Today, the art system operates with ‘the strength of weak ties’. Reduced to the function of trend-scouts, curators have to work themselves from short term project to short term project, from jetlag to jetlag, from biennial to biennial, without enough time for research and the development of a thorough personal agenda. Artists equally have to adapt to this new pace whereby the notion of self-realization is transformed into self-economisation. Thus, it becomes more and more difficult to maintain artistic integrity and at the same time achieve commercial success. Artistic practice becomes bound to seasonal criteria of novelty, hipness and style.
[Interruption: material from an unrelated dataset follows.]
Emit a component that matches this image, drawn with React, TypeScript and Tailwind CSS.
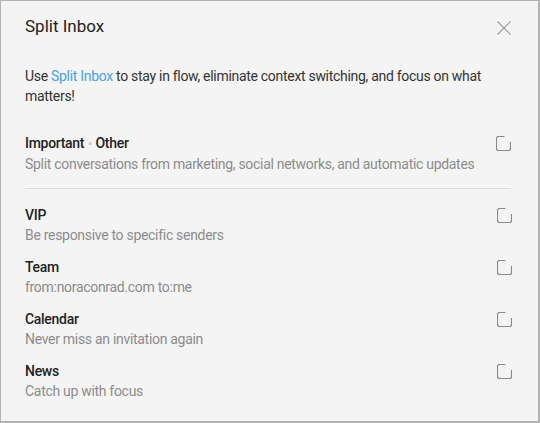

Despite the predominance of immaterial means of communication and production the rules of the market remained the same and it is still the medium of the exhibition, which is forming the main platform for contemporary art. In museums, software art is mostly only presented on the institution’s website, if anywhere at all. The decision to fragment art into object-based art, which is presented in an exhibition space, as opposed to immaterial art, which should be contained within the format of the website – gives a clear indication on its valuation. It mirrors the institution’s own domination by trustees, who unfortunately do not collect this kind of art.

To the benefit of all, curators should be sparring partners, long-time supporters and mediators of the artists rather than networking for the sake of networking.
Independent curators can also develop a flexible but vigilant approach to art preservation instead of evaporating into a historic virtual reality. If they use their peripatetic activity and information access to strengthen the institutional and economic weaknesses of immaterial art, they can help to both reintroduce and thus preserve it.

Artists should use whatever medium they need to make their statement on the world of today. They should also be able to claim the freedom and utmost luxury for themselves to close their studio doors behind them, disconnected.